The "rally monkey" has inexplicably become the latest sports fad, putting it into the same category as "the wave," or the playing of Gary Glitter's "Rock and Roll Part 2" every time the home team does anything remotely positive.
Local professional bowler David Leverage knows all about monkeys n at least the one that has been firmly attached to his proverbial back during his career.
"I like to think positive," said Leverage, a member of the Professional Bowlers Association for the better part of 10 years. "I never want to tell myself I'm not going to win."
But until three weeks ago, winning was something Leverage never did.
It all changed in late September when Leverage was part of a winning team at a threesome tournament in Washington state. Now, it seems the Peoria resident and Glendale satellite TV business owner can't lose.
Leverage, 32, followed the team victory a week later with an individual championship in the Whitney Oaks Open in Rocklin, Calif., and is coming off a first-place showing in the Haines Distributing Open in Bend, Ore., last week.
"I literally felt the tension roll off my body," Leverage said about the first win in Washington. "I knew I just had to get the monkey off my back and win that first one."
The former Arizona State University bowler who grew up in upstate New York has become living proof that when it rains, it pours.
"It's just amazing," Leverage said. "I had four second-place finishes last year.

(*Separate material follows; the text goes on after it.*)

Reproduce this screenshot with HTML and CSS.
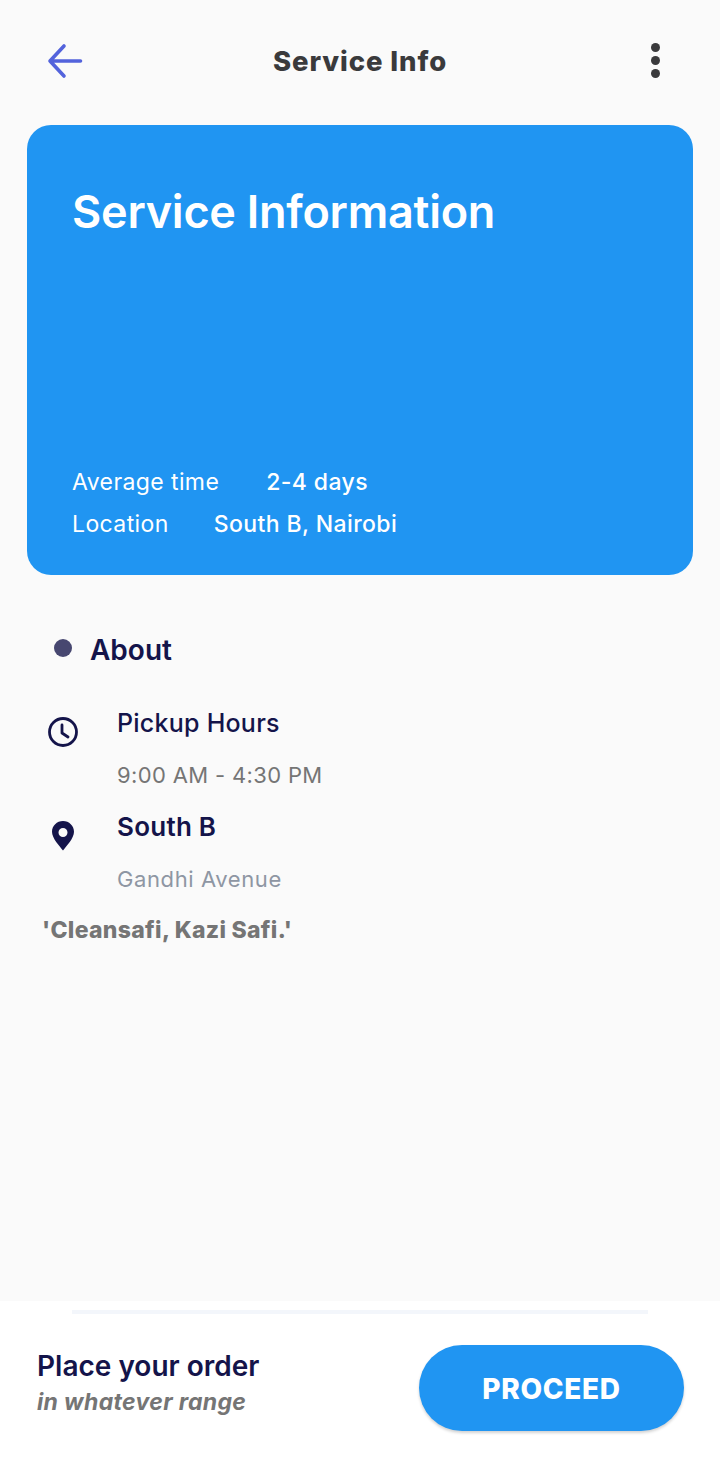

I was getting so close."
Leverage's surge has put him third in the standings for the PBA West Region's Bowler of the Year race, a competition that resembles NASCAR's Winston Cup, where bowlers receive points based on their finishes at region tournaments.
The win at the Whitney Oaks Open put Leverage only 37 points behind the leader. Prior to the tournament, Leverage was around 1,700 points behind.
Leverage credits hard work to his surge. He runs five miles a day and bowls around 40 games a week, the kind of commitment he wasn't willing to give when he first joined the PBA in 1994.
After bowling for the Sun Devils and St. John's University in New York in the late 1980s and early 1990s, Leverage joined the PBA with little success. Feeling "burned out," Leverage dropped his PBA card to raise his family and open Arizona Discount Satellite at 67th Avenue and Camelback Road.
Leverage continued to bowl in leagues, but didn't have the urge to return to the professional ranks until seeing an old friend on TV.
Michael Haugen Jr., who was part of Leverage's threesome in Washington, was televised one day and that inspired Leverage to get back into the game.
"I'm more consistent now," Leverage said. "I might not out bowl you, but I'll out work you. I think it gives me a mental edge and that makes me feel like I have an advantage."
He has certainly had an advantage over the field the last three weeks.
"When Earl Anthony won his first Bowler of the Year award, he didn't put it on the middle of his wall," Leverage said about the bowling great. "Do you know where he put it? He put it in the top left corner because he knew it wasn't going to be the only one. That's the way I want to think."